Surface defects in atom-precise copper nanoclusters and their different catalytic efficiencies

Abstract

Significant strides have been made in crafting uniform nanostructures leveraging inherent nanomaterial defects. However, a basic understanding of the influence of these intricate defects on their catalytic activities at the atomic level remains challenging. Herein, we report two similar surface-vacancy defects in two distinct nanoclusters, [Cu₂₀S(PET)₁₈(P(Ph-^pMe)₃)₃]⁰ (Cu₂₀S) and [Cu₁₃H₁₀(PPh₃)₇(SPhCl₂)₃]⁰ (Cu₁₃H₁₀), and their strikingly different catalytic efficiencies (PET = 2-phenylethanethiolate).

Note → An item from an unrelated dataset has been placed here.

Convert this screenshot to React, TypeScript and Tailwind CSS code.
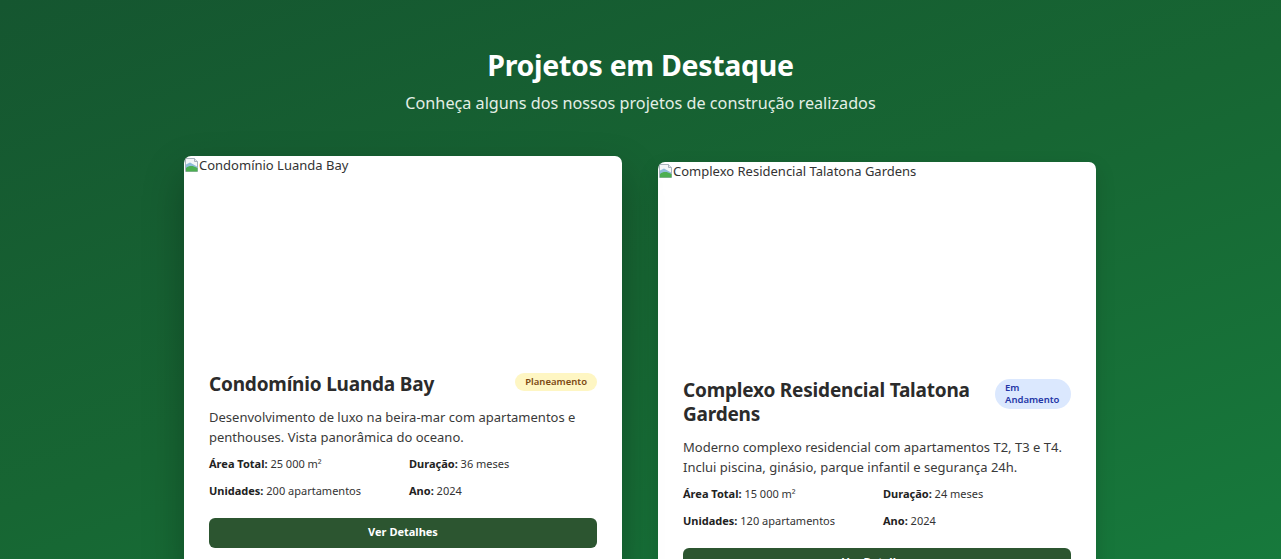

Both clusters possess a face-centered cubic packing (fcc) metal core with a defect exposing Cu(111) plane: Cu₂₀S has a tetrahedral skeleton, while Cu₁₃H₁₀ adopts a cubic configuration. Both defects can be conceptualized as the loss of a –Cu[P(PhR₃)₃] (R = ^pMe or H) vertex. Intriguingly, only Cu₁₃H₁₀ exhibits remarkable efficiency in phenylacetylene semi-hydrogenation. NMR and theoretical studies identified the defect in Cu₁₃H₁₀ as the catalytically active site. Specifically, DFT calculations revealed a subtle atomic distinction that governs the catalytic activity, namely, in Cu₁₃H₁₀, migration of the central interstitial hydride to the surface defect site activates the catalytic reactions; in Cu₂₀S, copper migration creates an inefficient defect. It is hoped that this work will promote further research in the area of atomic-level chemistry of surface defects in nanoclusters, thereby paving the way for the rational design of functional nanomaterials in fields such as catalysis.